China has begun a once in 10 years census that will see six million inspectors document massive demographic changes in the world's most populous country.

The 2000 tally put China's official population at 1.295 billion people, but missed migrant workers living in cities for less than six months.

Since then there has been an extensive shift in the population base as tens of millions of migrant workers have poured into urban areas looking for work.

"Wherever you are living from November 1 to November 10, you will be counted," said Zhang Xueyuan, director of the publicity for the Beijing census committee.

It is the sixth time China has carried out a national census, but the first time it will count people where they live and not where their resident certificate, or hukou, is legally registered.

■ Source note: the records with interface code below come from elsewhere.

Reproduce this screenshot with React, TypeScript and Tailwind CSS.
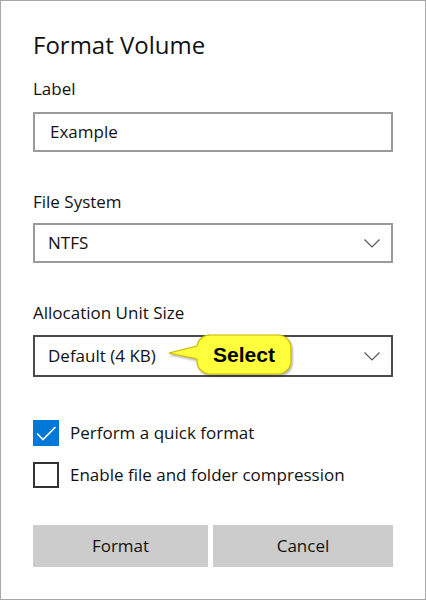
import React from "react";

function Chevron() {
  return (
    <svg width="16" height="9" viewBox="0 0 16 9" className="shrink-0">
      <path d="M0.5 0.5 L8 8 L15.5 0.5" fill="none" stroke="#555" strokeWidth="1.2" />
    </svg>
  );
}

export default function App() {
  return (
    <div className="w-[426px] h-[600px] bg-white border border-[#a8a8a8] pl-[32px] pr-[32px] pt-[28px] font-['Open_Sans',sans-serif] text-[#111] text-[17px] leading-[24px]">
      <h1 className="text-[24px] leading-[32px] font-normal">Format Volume</h1>

      <div className="mt-[16px]">Label</div>
      <div className="mt-[11px] h-[40px] border-2 border-[#9a9a9a] flex items-center pl-[15px]">
        Example
      </div>

      <div className="mt-[38px]">File System</div>
      <div className="mt-[9px] h-[40px] border-2 border-[#9a9a9a] flex items-center justify-between pl-[13px] pr-[11px]">
        <span>NTFS</span>
        <Chevron />
      </div>

      <div className="mt-[38px]">Allocation Unit Size</div>
      <div className="relative mt-[10px] h-[42px] border-2 border-[#4a4a4a] flex items-center justify-between pl-[13px] pr-[11px]">
        <span>Default (4 KB)</span>
        <Chevron />
        <div className="absolute left-[133px] top-[-3px] w-[126px] h-[46px]">
          <svg width="126" height="46" viewBox="0 0 126 46" className="absolute left-0 top-0">
            <defs>
              <filter id="sh" x="-10%" y="-10%" width="130%" height="140%">
                <feDropShadow dx="1" dy="1.5" stdDeviation="1" floodColor="#000" floodOpacity="0.35" />
              </filter>
            </defs>
            <path
              d="M42 1 H110 A13 13 0 0 1 123 14 V27 A13 13 0 0 1 110 40 H42 A13 13 0 0 1 29 27 V25 L1 19 L29 12 A13 13 0 0 1 42 1 Z"
              fill="#ffff3a"
              stroke="#c9b800"
              strokeWidth="1.2"
              filter="url(#sh)"
            />
          </svg>
          <div className="absolute left-[29px] top-[1px] w-[94px] h-[39px] flex items-center justify-center font-['Liberation_Sans',sans-serif] font-bold text-[21px] text-black">
            Select
          </div>
        </div>
      </div>

      <div className="mt-[43px] flex items-center gap-[11px]">
        <div className="w-[26px] h-[26px] bg-[#0078d7] flex items-center justify-center">
          <svg width="26" height="26" viewBox="0 0 26 26">
            <path d="M4 13.5 L10 19.5 L22.5 7" fill="none" stroke="#fff" strokeWidth="1.6" />
          </svg>
        </div>
        <span>Perform a quick format</span>
      </div>
      <div className="mt-[16px] flex items-center gap-[11px]">
        <div className="w-[26px] h-[26px] border-2 border-[#333]"></div>
        <span>Enable file and folder compression</span>
      </div>

      <div className="mt-[37px] flex gap-[5px]">
        <div className="w-[175px] h-[42px] bg-[#cccccc] flex items-center justify-center">Format</div>
        <div className="w-[180px] h-[42px] bg-[#cccccc] flex items-center justify-center">Cancel</div>
      </div>
    </div>
  );
}
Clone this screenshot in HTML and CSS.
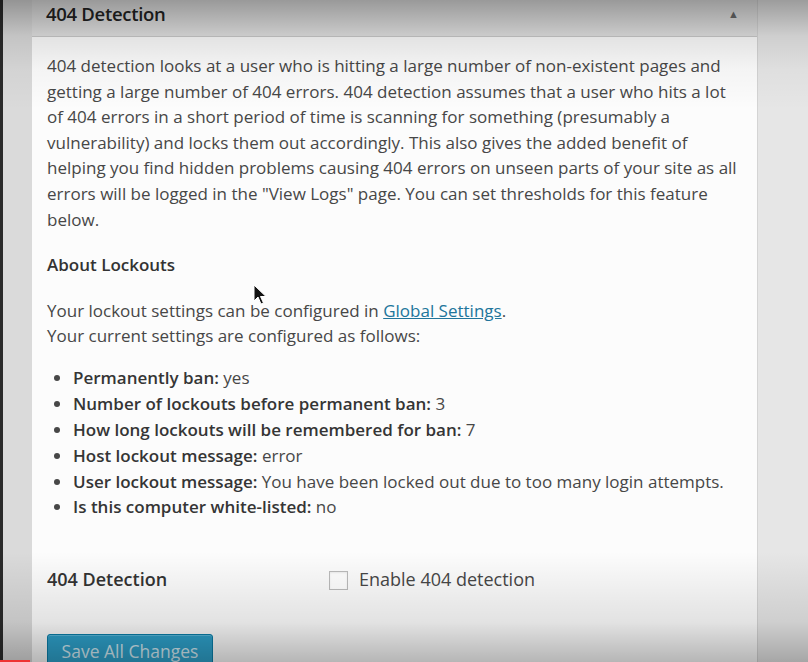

The change will better track the demographic changes and find the true size of China's giant cities, the populations of which up to now have been only estimates.

China has gone to great lengths to promote the census this year. In Beijing, giant, colourful banners have slogans such as: "The census is for the nation and each citizen," and "Everyone participates in the census".

Chinese census-takers plan to speed up the process by going door-to-door asking people questions about their education level, family history, employment situation, and resident status.

Every census-taker covers about 80 to 100 households, where about 90% have to answer 18 questions about home ownership, jobs and family members.

The other 10%, randomly selected, take an extended 45-question survey that seeks further information on reasons for moving, unemployment and other personal details.